Piotr Matusak, Przemysl na ziemiach polskich w latach II wojny swiatowej, Tom 1, Warsaw/Siedlce, 2009, p.207; Hilberg, Vernichtung, p.563.
027/1/Bi/Si, Überführung von 1500 Juden in das Generalgouvernement, 18.3.1944, I.A. gez Biebow, BArch B 162/21665 unpag., also published in Tatiana Berenstein, Artur Eisenbach and Adam Rutkowski (eds), Eksterminacja Zydow na ziemiach polskich w okresie okupacji hitlerowskiej. Zbior dokumentov, Warsaw, 1957, p.256; cf. Karaj, Death Comes In Yellow, p.66.
Italics are post-2011 additions, I happen to have this updated file open.

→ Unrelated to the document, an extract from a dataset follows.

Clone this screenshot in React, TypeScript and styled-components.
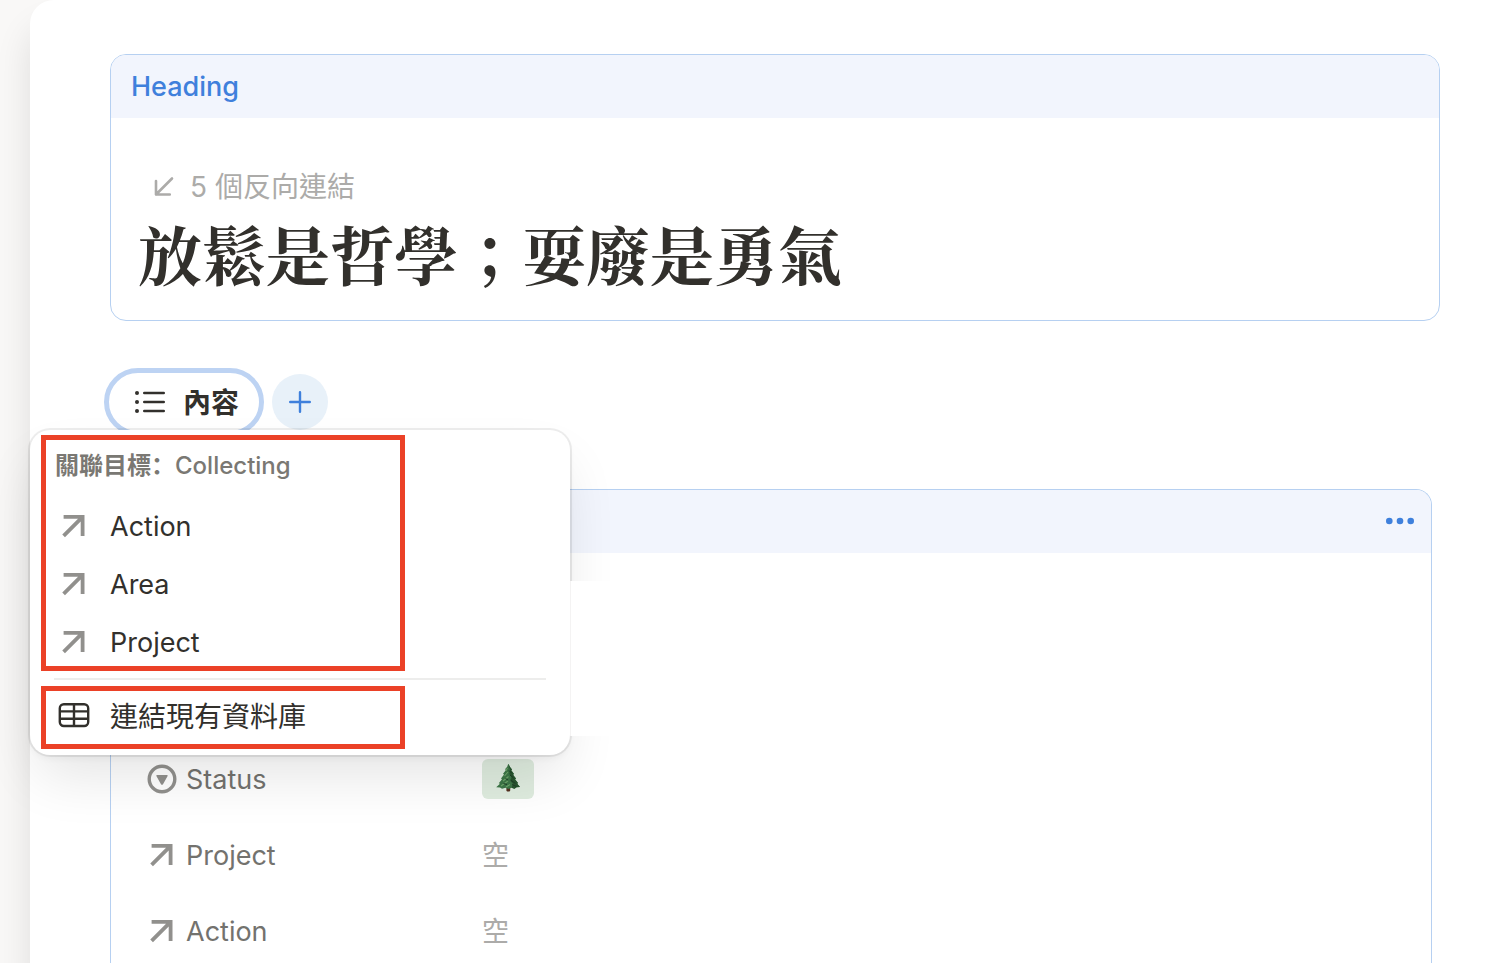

Skarzysko-Kamienna required many extra workers because conditions in the chemical part of the ammunition factory were so awful, literally poisonous. This was 'Werk C', one of three sub-plants in the complex. Turnover was likely over 100% in 1943-mid 1944 before the evacuation of the workforce. While claims of 18-23,000 deaths there may be overblown, the known transfers with big reinforcements from the Lodz ghetto, Plaszow and Majdanek in the last twelve months of its existence topped up the camp at a high level, with thousands vanishing inside the factory and not being sent elsewhere until the evacuation.
Mortality wasn't nearly as high in other industrial/armaments camps in the Radom District; Christopher Browning established that it was about 25% (IIRC) in Starachowice over 1942-44.
The records of the Armaments Inspectorate in the GG and the subordinate Armaments Commands in Radom etc became available in NARA T77 in August 2022, the Bundesarchiv digitised the corresponding original files in RW 23 a year or so later. They confirm the conventional understanding as spelled out in the studies of individual camps as well as the Radom District - Robert Seidel's Deutsche Besatzungspolitik im Distrikt Radom was published in 2006 and was made open access practically a decade ago at Digi20.
Those 1944 figures ought to give you pause. Even if you can accept the harsh conditions in ammunition factories like Skarzysko-Kamienna which killed thousands of Jews, the armaments camps were not big enough to have soaked up the 330,000 deported from the Radom District in 1942 to Treblinka.